### What to work on
Begin with the first line and repeat exactly through the line containing "import React from 'react';"; leave every image out.

********

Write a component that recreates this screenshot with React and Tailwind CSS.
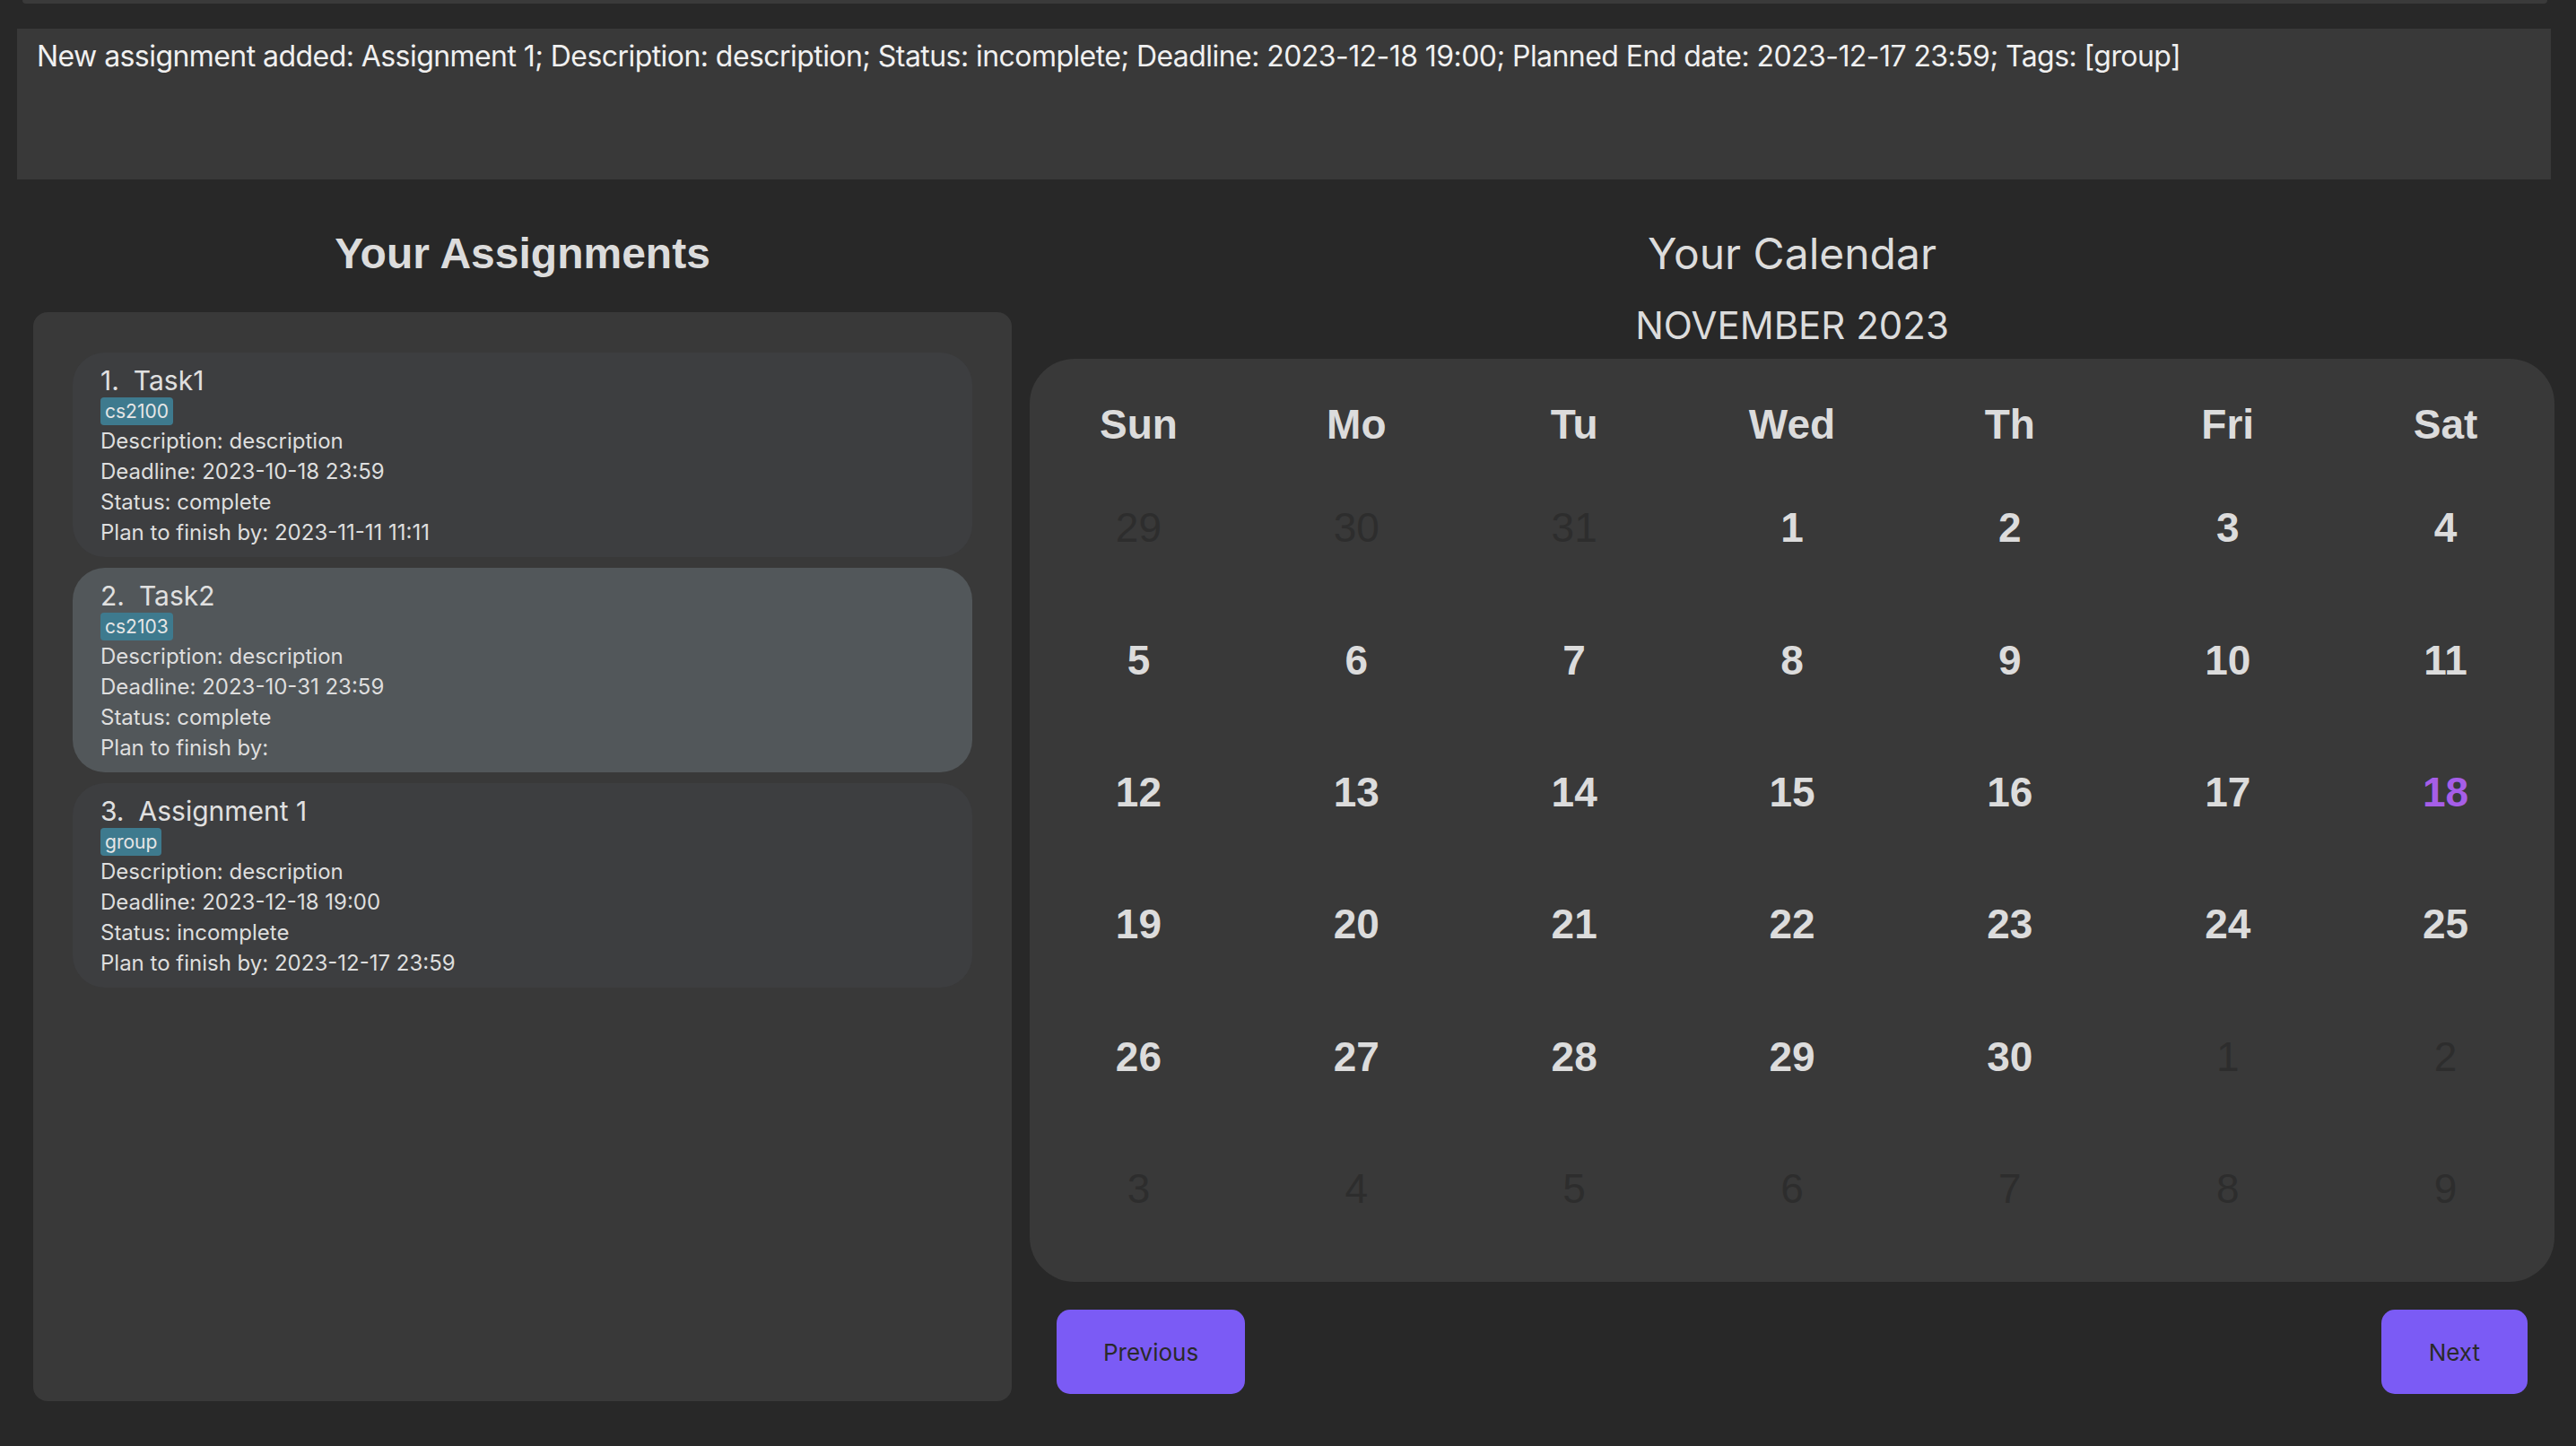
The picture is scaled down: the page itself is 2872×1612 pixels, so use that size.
import React from 'react';

const assignments = [
    {
        name: 'Task1',
        tag: 'cs2100',
        description: 'description',
        deadline: '2023-10-18 23:59',
        status: 'complete',
        plan: '2023-11-11 11:11',
    },
    {
        name: 'Task2',
        tag: 'cs2103',
        description: 'description',
        deadline: '2023-10-31 23:59',
        status: 'complete',
        plan: '',
        selected: true,
    },
    {
        name: 'Assignment 1',
        tag: 'group',
        description: 'description',
        deadline: '2023-12-18 19:00',
        status: 'incomplete',
        plan: '2023-12-17 23:59',
    },
];

const days = ['Sun', 'Mo', 'Tu', 'Wed', 'Th', 'Fri', 'Sat'];

// each cell: [day, inMonth]
const weeks = [
    [[29, false], [30, false], [31, false], [1, true], [2, true], [3, true], [4, true]],
    [[5, true], [6, true], [7, true], [8, true], [9, true], [10, true], [11, true]],
    [[12, true], [13, true], [14, true], [15, true], [16, true], [17, true], [18, true]],
    [[19, true], [20, true], [21, true], [22, true], [23, true], [24, true], [25, true]],
    [[26, true], [27, true], [28, true], [29, true], [30, true], [1, false], [2, false]],
    [[3, false], [4, false], [5, false], [6, false], [7, false], [8, false], [9, false]],
];

const AssignmentCard = ({ index, item }) => (
    <div
        className={`rounded-[36px] pl-[31px] pr-6 pt-[13px] pb-[10px] h-[228px] ${
            item.selected ? 'bg-[#52575a]' : 'bg-[#3d3e40]'
        }`}
    >
        <div className="flex gap-[16px] text-[30px] leading-[36px] text-[#e0e0e0]">
            <span>{index}.</span>
            <span>{item.name}</span>
        </div>
        <div className="flex">
            <span className="mt-px bg-[#3e7a8e] text-[#e6e6e6] text-[21px] leading-[31px] px-[5px] rounded-[4px]">
                {item.tag}
            </span>
        </div>
        <div className="mt-px text-[24px] leading-[34px] text-[#dedede]">
            <div>Description: {item.description}</div>
            <div>Deadline: {item.deadline}</div>
            <div>Status: {item.status}</div>
            <div>Plan to finish by: {item.plan}</div>
        </div>
    </div>
);

const App = () => {
    return (
        <div className="min-h-screen bg-[#282828] font-['Inter',sans-serif] overflow-hidden">
            {/* bottom edge of the command box above */}
            <div className="ml-[25px] w-[2815px] h-[4px] bg-[#3a3a3a] rounded-b-[8px]"></div>

            <div className="mt-[28px] ml-[19px] w-[2825px] h-[168px] bg-[#393939] pl-[22px] pt-[11px]">
                <p className="text-[32px] leading-[40px] tracking-[-0.56px] text-[#f0f0f0]">
                    New assignment added: Assignment 1; Description: description; Status: incomplete; Deadline: 2023-12-18 19:00; Planned End date: 2023-12-17 23:59; Tags: [group]
                </p>
            </div>

            <div className="flex mt-[53px]">
                {/* assignments */}
                <div className="ml-[37px] w-[1091px] flex flex-col">
                    <h2 className="text-center font-['Liberation_Sans',sans-serif] font-bold text-[48px] leading-[60px] text-[#dcdcdc]">
                        Your Assignments
                    </h2>
                    <div className="mt-[35px] h-[1214px] bg-[#393939] rounded-[16px] pt-[45px] px-[44px] flex flex-col gap-[12px]">
                        {assignments.map((a, i) => (
                            <AssignmentCard key={i} index={i + 1} item={a} />
                        ))}
                    </div>
                </div>

                {/* calendar */}
                <div className="ml-[20px] w-[1700px] flex flex-col">
                    <h2 className="text-center text-[48px] leading-[60px] text-[#dcdcdc]">Your Calendar</h2>
                    <div className="mt-[25px] text-center text-[42px] leading-[50px] text-[#dcdcdc]">NOVEMBER 2023</div>
                    <div className="mt-[12px] h-[1029px] bg-[#393939] rounded-[50px] pt-[39px] font-['Liberation_Sans',sans-serif] text-[46px]">
                        <div className="grid grid-cols-7 h-[60px] items-center text-center font-bold text-[#dcdcdc]">
                            {days.map((d) => (
                                <div key={d}>{d}</div>
                            ))}
                        </div>
                        <div className="mt-[16px]">
                            {weeks.map((week, w) => (
                                <div key={w} className="grid grid-cols-7 h-[147.4px] items-center text-center">
                                    {week.map(([n, inMonth], j) => (
                                        <div
                                            key={j}
                                            className={
                                                !inMonth
                                                    ? 'text-[#2d2d2d]'
                                                    : n === 18
                                                    ? 'font-bold text-[#a65ee8]'
                                                    : 'font-bold text-[#dcdcdc]'
                                            }
                                        >
                                            {n}
                                        </div>
                                    ))}
                                </div>
                            ))}
                        </div>
                    </div>
                    <div className="mt-[31px] flex justify-between px-[30px]">
                        <button className="h-[94px] px-[52px] bg-[#7b5bf5] rounded-[15px] text-[26px] text-[#2a2a2a]">
                            Previous
                        </button>
                        <button className="h-[94px] px-[53px] bg-[#7b5bf5] rounded-[15px] text-[26px] text-[#2a2a2a]">
                            Next
                        </button>
                    </div>
                </div>
            </div>
        </div>
    );
};

export default App;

********

### Task answer
Write a component that recreates this screenshot with React and Tailwind CSS.
The picture is scaled down: the page itself is 2872×1612 pixels, so use that size.
import React from 'react';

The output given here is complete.